• Task instructions: Quote every line of the data below as it stands, omitting pictures.

• Raw data:

** Begin **

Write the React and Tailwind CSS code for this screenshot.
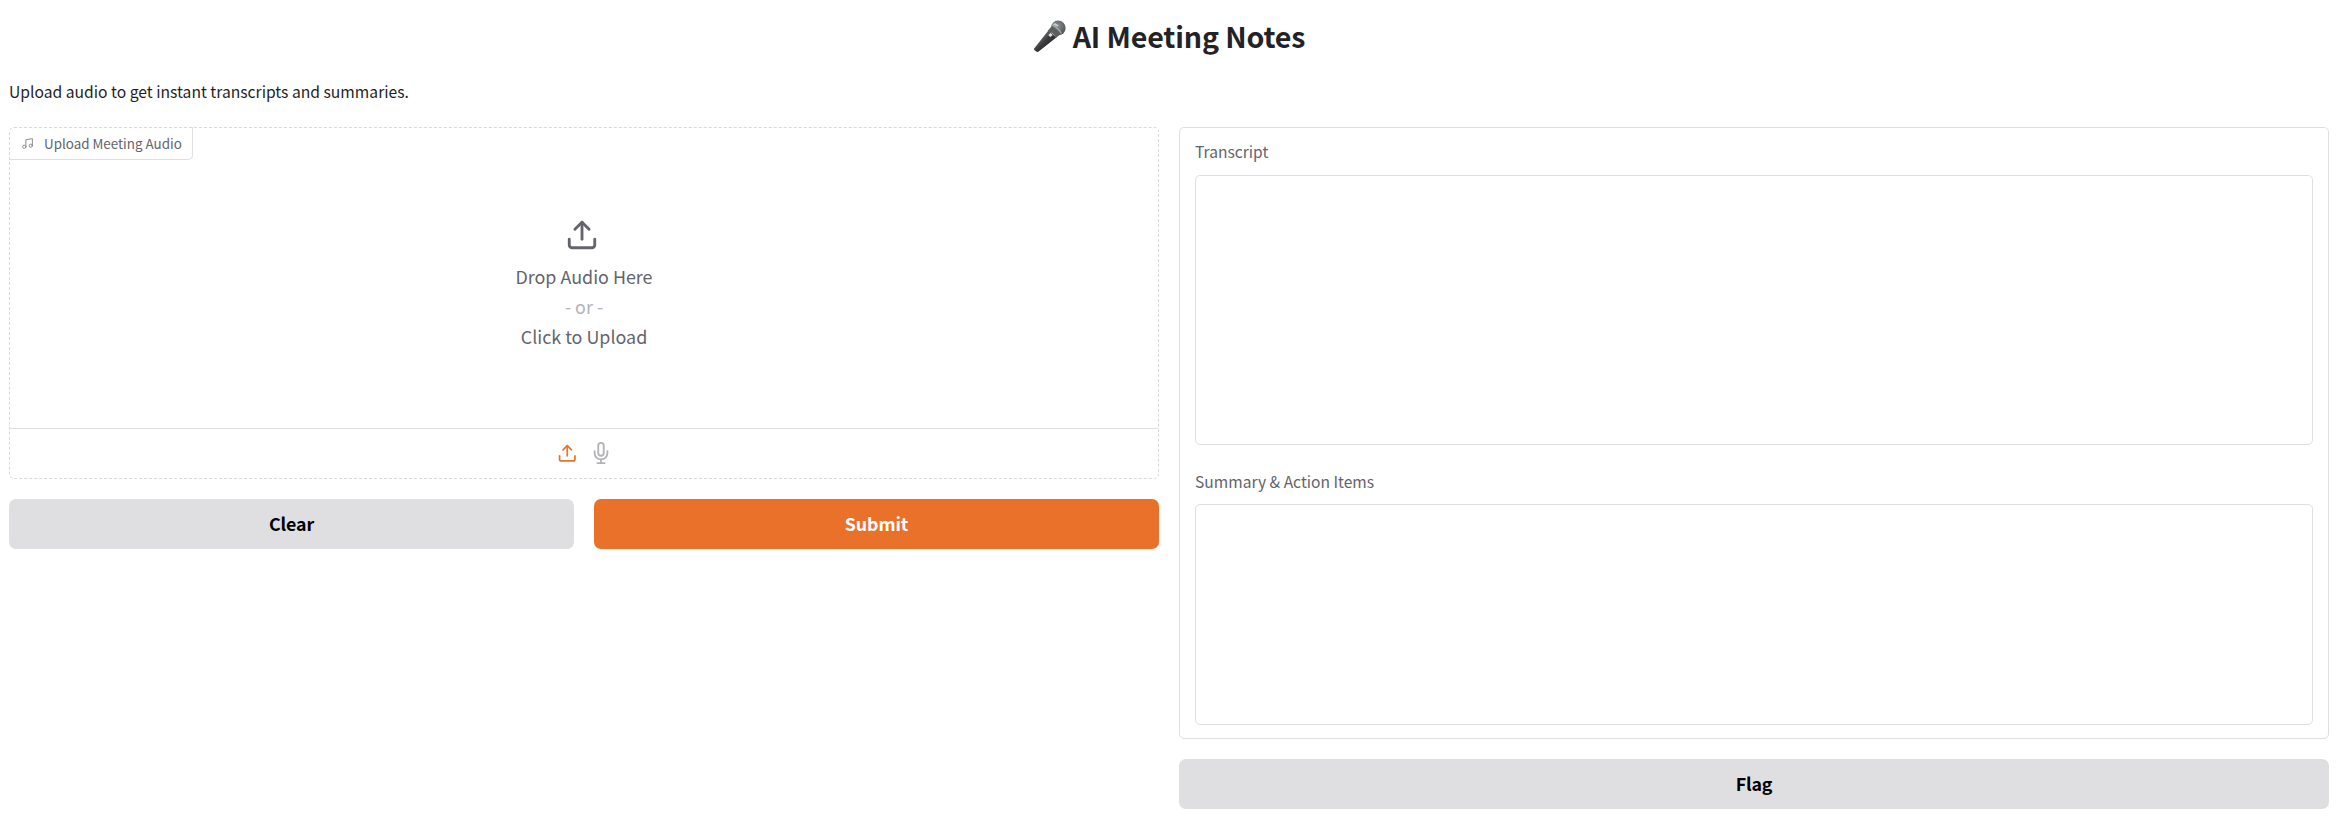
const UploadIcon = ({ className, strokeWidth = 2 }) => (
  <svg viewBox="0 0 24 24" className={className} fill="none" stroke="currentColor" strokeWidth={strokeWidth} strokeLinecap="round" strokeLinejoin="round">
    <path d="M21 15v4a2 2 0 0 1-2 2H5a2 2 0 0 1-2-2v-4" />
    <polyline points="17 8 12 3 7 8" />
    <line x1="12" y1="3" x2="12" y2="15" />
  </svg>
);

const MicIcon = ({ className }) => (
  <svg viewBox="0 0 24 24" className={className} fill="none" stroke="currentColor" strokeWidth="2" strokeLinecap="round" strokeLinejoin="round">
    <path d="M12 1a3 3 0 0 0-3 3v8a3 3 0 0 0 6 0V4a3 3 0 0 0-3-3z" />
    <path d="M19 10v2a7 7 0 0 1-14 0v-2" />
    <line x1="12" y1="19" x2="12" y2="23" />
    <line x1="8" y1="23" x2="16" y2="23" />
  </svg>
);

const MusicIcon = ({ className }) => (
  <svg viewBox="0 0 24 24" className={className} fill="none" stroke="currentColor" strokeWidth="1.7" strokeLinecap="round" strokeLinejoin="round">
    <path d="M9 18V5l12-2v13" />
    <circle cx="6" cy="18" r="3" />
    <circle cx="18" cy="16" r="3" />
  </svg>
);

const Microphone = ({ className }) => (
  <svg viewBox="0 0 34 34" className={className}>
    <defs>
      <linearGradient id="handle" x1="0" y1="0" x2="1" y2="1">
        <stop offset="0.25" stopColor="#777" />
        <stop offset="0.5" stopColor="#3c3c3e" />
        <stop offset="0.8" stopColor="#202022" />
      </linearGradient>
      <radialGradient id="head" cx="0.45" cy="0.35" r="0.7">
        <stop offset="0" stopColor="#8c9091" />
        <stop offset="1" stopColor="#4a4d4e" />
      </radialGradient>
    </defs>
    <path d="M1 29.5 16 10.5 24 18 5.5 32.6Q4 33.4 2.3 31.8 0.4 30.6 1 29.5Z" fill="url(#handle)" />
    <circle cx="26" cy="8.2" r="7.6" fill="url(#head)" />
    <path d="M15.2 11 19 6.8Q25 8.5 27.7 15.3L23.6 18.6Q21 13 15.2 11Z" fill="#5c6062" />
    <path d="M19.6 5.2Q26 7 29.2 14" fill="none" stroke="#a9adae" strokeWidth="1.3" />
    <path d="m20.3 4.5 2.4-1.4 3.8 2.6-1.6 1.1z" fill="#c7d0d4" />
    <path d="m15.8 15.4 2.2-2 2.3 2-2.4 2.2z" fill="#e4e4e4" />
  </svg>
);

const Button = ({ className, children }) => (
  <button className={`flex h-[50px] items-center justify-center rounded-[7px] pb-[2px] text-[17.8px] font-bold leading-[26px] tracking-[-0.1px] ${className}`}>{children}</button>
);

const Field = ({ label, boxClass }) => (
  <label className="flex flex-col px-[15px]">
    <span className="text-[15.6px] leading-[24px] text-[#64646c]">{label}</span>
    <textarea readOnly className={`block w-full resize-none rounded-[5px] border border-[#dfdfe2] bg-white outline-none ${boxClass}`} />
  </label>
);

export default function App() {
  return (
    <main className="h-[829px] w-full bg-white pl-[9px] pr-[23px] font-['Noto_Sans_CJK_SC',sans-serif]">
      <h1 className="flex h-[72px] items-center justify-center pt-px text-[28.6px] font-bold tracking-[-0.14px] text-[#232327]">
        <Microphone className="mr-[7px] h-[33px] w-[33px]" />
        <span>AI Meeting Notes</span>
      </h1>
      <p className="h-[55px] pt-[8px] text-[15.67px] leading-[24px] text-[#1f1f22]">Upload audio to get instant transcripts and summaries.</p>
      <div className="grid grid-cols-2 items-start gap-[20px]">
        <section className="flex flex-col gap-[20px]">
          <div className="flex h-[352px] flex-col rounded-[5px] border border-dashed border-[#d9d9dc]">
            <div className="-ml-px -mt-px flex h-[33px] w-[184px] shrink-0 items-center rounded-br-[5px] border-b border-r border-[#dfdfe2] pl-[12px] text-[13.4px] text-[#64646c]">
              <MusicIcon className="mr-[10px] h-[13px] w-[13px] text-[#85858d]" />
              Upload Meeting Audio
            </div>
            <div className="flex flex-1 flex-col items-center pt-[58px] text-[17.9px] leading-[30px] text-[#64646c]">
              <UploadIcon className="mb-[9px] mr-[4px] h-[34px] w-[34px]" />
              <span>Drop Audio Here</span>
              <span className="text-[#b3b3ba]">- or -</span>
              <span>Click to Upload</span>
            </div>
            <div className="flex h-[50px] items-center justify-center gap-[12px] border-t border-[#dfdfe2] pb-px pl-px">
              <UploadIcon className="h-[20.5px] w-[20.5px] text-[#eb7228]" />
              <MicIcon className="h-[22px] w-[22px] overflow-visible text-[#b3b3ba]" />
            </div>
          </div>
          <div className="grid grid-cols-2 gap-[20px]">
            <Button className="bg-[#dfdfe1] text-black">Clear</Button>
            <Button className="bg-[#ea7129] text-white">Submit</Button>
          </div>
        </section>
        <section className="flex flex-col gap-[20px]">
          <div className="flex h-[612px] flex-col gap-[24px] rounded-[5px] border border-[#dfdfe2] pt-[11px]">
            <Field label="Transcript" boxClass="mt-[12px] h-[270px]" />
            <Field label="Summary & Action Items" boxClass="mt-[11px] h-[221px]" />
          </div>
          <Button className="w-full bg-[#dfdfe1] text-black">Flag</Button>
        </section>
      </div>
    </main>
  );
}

** End **

• Finished answer:
Write the React and Tailwind CSS code for this screenshot.
const UploadIcon = ({ className, strokeWidth = 2 }) => (
  <svg viewBox="0 0 24 24" className={className} fill="none" stroke="currentColor" strokeWidth={strokeWidth} strokeLinecap="round" strokeLinejoin="round">
    <path d="M21 15v4a2 2 0 0 1-2 2H5a2 2 0 0 1-2-2v-4" />
    <polyline points="17 8 12 3 7 8" />
    <line x1="12" y1="3" x2="12" y2="15" />
  </svg>
);

const MicIcon = ({ className }) => (
  <svg viewBox="0 0 24 24" className={className} fill="none" stroke="currentColor" strokeWidth="2" strokeLinecap="round" strokeLinejoin="round">
    <path d="M12 1a3 3 0 0 0-3 3v8a3 3 0 0 0 6 0V4a3 3 0 0 0-3-3z" />
    <path d="M19 10v2a7 7 0 0 1-14 0v-2" />
    <line x1="12" y1="19" x2="12" y2="23" />
    <line x1="8" y1="23" x2="16" y2="23" />
  </svg>
);

const MusicIcon = ({ className }) => (
  <svg viewBox="0 0 24 24" className={className} fill="none" stroke="currentColor" strokeWidth="1.7" strokeLinecap="round" strokeLinejoin="round">
    <path d="M9 18V5l12-2v13" />
    <circle cx="6" cy="18" r="3" />
    <circle cx="18" cy="16" r="3" />
  </svg>
);

const Microphone = ({ className }) => (
  <svg viewBox="0 0 34 34" className={className}>
    <defs>
      <linearGradient id="handle" x1="0" y1="0" x2="1" y2="1">
        <stop offset="0.25" stopColor="#777" />
        <stop offset="0.5" stopColor="#3c3c3e" />
        <stop offset="0.8" stopColor="#202022" />
      </linearGradient>
      <radialGradient id="head" cx="0.45" cy="0.35" r="0.7">
        <stop offset="0" stopColor="#8c9091" />
        <stop offset="1" stopColor="#4a4d4e" />
      </radialGradient>
    </defs>
    <path d="M1 29.5 16 10.5 24 18 5.5 32.6Q4 33.4 2.3 31.8 0.4 30.6 1 29.5Z" fill="url(#handle)" />
    <circle cx="26" cy="8.2" r="7.6" fill="url(#head)" />
    <path d="M15.2 11 19 6.8Q25 8.5 27.7 15.3L23.6 18.6Q21 13 15.2 11Z" fill="#5c6062" />
    <path d="M19.6 5.2Q26 7 29.2 14" fill="none" stroke="#a9adae" strokeWidth="1.3" />
    <path d="m20.3 4.5 2.4-1.4 3.8 2.6-1.6 1.1z" fill="#c7d0d4" />
    <path d="m15.8 15.4 2.2-2 2.3 2-2.4 2.2z" fill="#e4e4e4" />
  </svg>
);

const Button = ({ className, children }) => (
  <button className={`flex h-[50px] items-center justify-center rounded-[7px] pb-[2px] text-[17.8px] font-bold leading-[26px] tracking-[-0.1px] ${className}`}>{children}</button>
);

const Field = ({ label, boxClass }) => (
  <label className="flex flex-col px-[15px]">
    <span className="text-[15.6px] leading-[24px] text-[#64646c]">{label}</span>
    <textarea readOnly className={`block w-full resize-none rounded-[5px] border border-[#dfdfe2] bg-white outline-none ${boxClass}`} />
  </label>
);

export default function App() {
  return (
    <main className="h-[829px] w-full bg-white pl-[9px] pr-[23px] font-['Noto_Sans_CJK_SC',sans-serif]">
      <h1 className="flex h-[72px] items-center justify-center pt-px text-[28.6px] font-bold tracking-[-0.14px] text-[#232327]">
        <Microphone className="mr-[7px] h-[33px] w-[33px]" />
        <span>AI Meeting Notes</span>
      </h1>
      <p className="h-[55px] pt-[8px] text-[15.67px] leading-[24px] text-[#1f1f22]">Upload audio to get instant transcripts and summaries.</p>
      <div className="grid grid-cols-2 items-start gap-[20px]">
        <section className="flex flex-col gap-[20px]">
          <div className="flex h-[352px] flex-col rounded-[5px] border border-dashed border-[#d9d9dc]">
            <div className="-ml-px -mt-px flex h-[33px] w-[184px] shrink-0 items-center rounded-br-[5px] border-b border-r border-[#dfdfe2] pl-[12px] text-[13.4px] text-[#64646c]">
              <MusicIcon className="mr-[10px] h-[13px] w-[13px] text-[#85858d]" />
              Upload Meeting Audio
            </div>
            <div className="flex flex-1 flex-col items-center pt-[58px] text-[17.9px] leading-[30px] text-[#64646c]">
              <UploadIcon className="mb-[9px] mr-[4px] h-[34px] w-[34px]" />
              <span>Drop Audio Here</span>
              <span className="text-[#b3b3ba]">- or -</span>
              <span>Click to Upload</span>
            </div>
            <div className="flex h-[50px] items-center justify-center gap-[12px] border-t border-[#dfdfe2] pb-px pl-px">
              <UploadIcon className="h-[20.5px] w-[20.5px] text-[#eb7228]" />
              <MicIcon className="h-[22px] w-[22px] overflow-visible text-[#b3b3ba]" />
            </div>
          </div>
          <div className="grid grid-cols-2 gap-[20px]">
            <Button className="bg-[#dfdfe1] text-black">Clear</Button>
            <Button className="bg-[#ea7129] text-white">Submit</Button>
          </div>
        </section>
        <section className="flex flex-col gap-[20px]">
          <div className="flex h-[612px] flex-col gap-[24px] rounded-[5px] border border-[#dfdfe2] pt-[11px]">
            <Field label="Transcript" boxClass="mt-[12px] h-[270px]" />
            <Field label="Summary & Action Items" boxClass="mt-[11px] h-[221px]" />
          </div>
          <Button className="w-full bg-[#dfdfe1] text-black">Flag</Button>
        </section>
      </div>
    </main>
  );
}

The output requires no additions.